Common reasons for this boil down to burnout, the feeling of ineffectiveness and lack of accomplishment. Failure to successfully prevent these will lead in your support staff to be unhappy, dissatisfied with opportunities for personal growth and eventually want to leave the team altogether.
The key is preventing burnout
There are many reasons why people burn out, especially within a customer facing role. But, these can be prevented by nurturing your support team.
In a previous job, as the manager of a customer support team, I wanted to show my team how they were progressing without them having me just telling them each week.
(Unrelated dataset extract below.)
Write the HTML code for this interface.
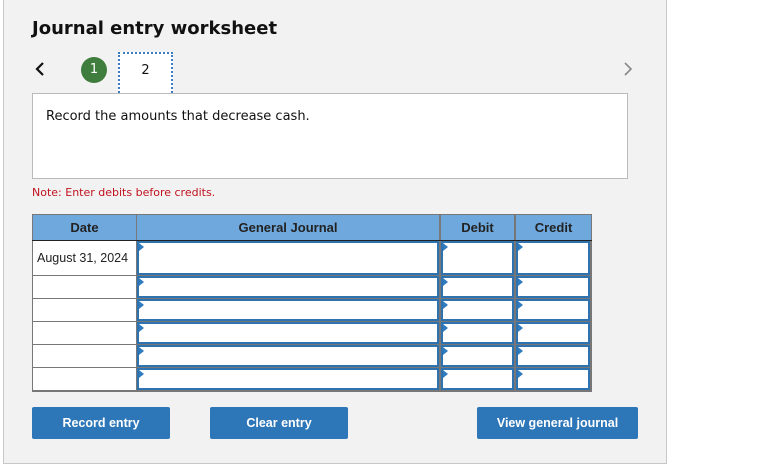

So, I held monthly team huddles and encouraged everyone to share one thing they were proud of and one thing they really wanted to work on since joining.
I found this not only drove the team to pro-actively recognise their own progression, and influenced them to set themselves new goals to achieve, but, it delighted me to see them actually identify how they could help each other to accomplish targets by using the skills they had each acquired when successfully meeting their own.
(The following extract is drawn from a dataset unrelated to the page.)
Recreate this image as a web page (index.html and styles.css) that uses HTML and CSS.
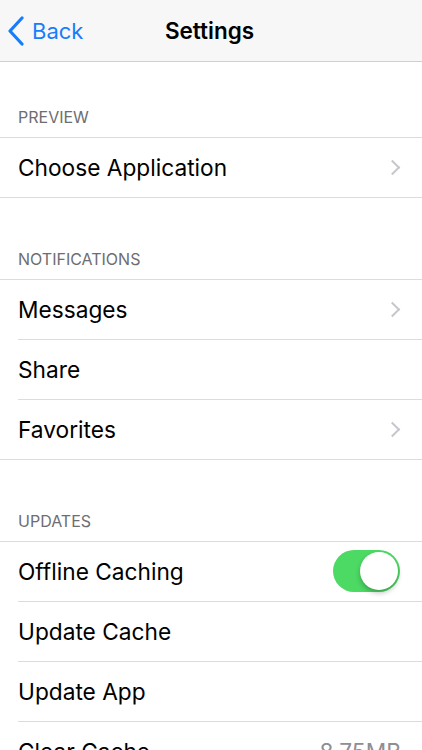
FILE: index.html
```html
<!DOCTYPE html>
<html lang="en">
  <head>
  	<meta charset="utf-8">
  	<title>Settings</title>
  	<link rel="stylesheet" href="styles.css">
  </head>
<body>

	<div class="nav">
		<a class="back">
			<svg width="18" height="30" viewBox="0 0 18 30"><path d="M15 2 L3 15 L15 28" fill="none" stroke="#157efb" stroke-width="3.2" stroke-linecap="round" stroke-linejoin="round"/></svg>
			<span>Back</span>
		</a>
		<div class="title">Settings</div>
	</div>

	<div class="header first">PREVIEW</div>
	<div class="group">
		<div class="row"><span>Choose Application</span><i class="chev"></i></div>
	</div>

	<div class="header">NOTIFICATIONS</div>
	<div class="group">
		<div class="row"><span>Messages</span><i class="chev"></i></div>
		<div class="row"><span>Share</span></div>
		<div class="row"><span>Favorites</span><i class="chev"></i></div>
	</div>

	<div class="header">UPDATES</div>
	<div class="group">
		<div class="row"><span>Offline Caching</span><div class="toggle on"><b></b></div></div>
		<div class="row"><span>Update Cache</span></div>
		<div class="row"><span>Update App</span></div>
		<div class="row"><span>Clear Cache</span><span class="value">8.75MB</span></div>
	</div>

</body>
</html>
```

FILE: styles.css
```css
body {
	margin: 0;
	background: #fff;
	font-family: Inter, "Liberation Sans", sans-serif;
	color: #000;
}
.nav {
	position: relative;
	height: 61px;
	background: #f7f7f7;
	border-bottom: 1px solid #cfcfd3;
	display: flex;
	align-items: center;
	justify-content: center;
}
.back {
	position: absolute;
	left: 7px;
	top: 16px;
	display: flex;
	align-items: center;
	gap: 7px;
	color: #157efb;
	font-size: 22px;
}
.back svg {
	display: block;
}
.title {
	font-size: 22.5px;
	font-weight: 600;
	margin-right: 3px;
}
.header {
	height: 81px;
	box-sizing: border-box;
	padding: 0 18px 10px;
	display: flex;
	align-items: flex-end;
	font-size: 16px;
	color: #6d6d72;
}
.header.first {
	height: 75px;
}
.group {
	border-top: 1px solid #dcdce0;
	border-bottom: 1px solid #dcdce0;
}
.row {
	height: 59px;
	margin-left: 18px;
	padding-right: 21px;
	display: flex;
	align-items: center;
	justify-content: space-between;
	font-size: 22.7px;
	border-top: 1px solid #dcdce0;
}
.row:first-child {
	border-top: none;
}
.chev {
	width: 9px;
	height: 9px;
	border-top: 2px solid #c7c7cc;
	border-right: 2px solid #c7c7cc;
	transform: rotate(45deg);
	margin-right: 3px;
}
.value {
	color: #8e8e93;
}
.toggle {
	width: 67px;
	height: 42px;
	border-radius: 21px;
	background: #4cd964;
	position: relative;
	margin-right: 1px;
	margin-top: -2px;
}
.toggle b {
	position: absolute;
	right: 2px;
	top: 2px;
	width: 38px;
	height: 38px;
	border-radius: 50%;
	background: #fff;
	box-shadow: 0 3px 5px rgba(0,0,0,0.25);
}
```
I strongly encourage trying out the above technique, along with the following five rules that I like to follow when nurturing a support team to help them feel valued, needed and motivated:
1. Give responsibility
Make every member of your team responsible for a project that’s something other than just working through a queue of support tickets every day of the week. Allow them the time to actually carry this out so their primary role isn’t affected, but be sure to ask for updates on progress to ensure there’s development on the project. Completion of these projects will help them feel accomplished at the end of the week, rather than burnt out.
2. Remind them why they’re needed
I can’t stress this enough: Don’t let them forget why their jobs are tied to the company’s growth!
Collect customer retention insights from the Account Management team and recognize which retained customers were supported by your team. Also, hold regular meetings with your team to collate and share the most popular and important pieces of customer feedback to the rest of the company. This will assure them that their voices are being heard.
3. Share team performance
It’s incredibly disheartening to work a full week without knowing how you’re performing. Keep track of your team members’ performance and openly communicate this with the team on a regular basis, highlighting outstanding customer service.
Give them clear examples and actionable feedback of why good or bad results occurred. This will help create an excellent team culture, showing them that they are all, individually, essential to the team’s success.
4. Hold regular 1-1s
Give them the opportunity to speak to you in private, let them vent, relax and share how they’re finding things. Note down anything you need to follow up on and be sure to do so. This will lead them to telling you immediately if something’s wrong, allowing you to help before it’s too late.
5. Remember why they started
Look back at your interview notes and review why they wanted to join a support team in the first place! Use this to think about projects you can have them work on outside of their everyday ticket queue, to help boost morale and remind them of how far they’ve come.
Helping your team to feel accomplished, needed and valued within a great culture will not only boost morale, but also, and most importantly, encourage them to want to work in customer service and progress within the same department.
Congrats, you’re on your way to building one hell of a customer support team!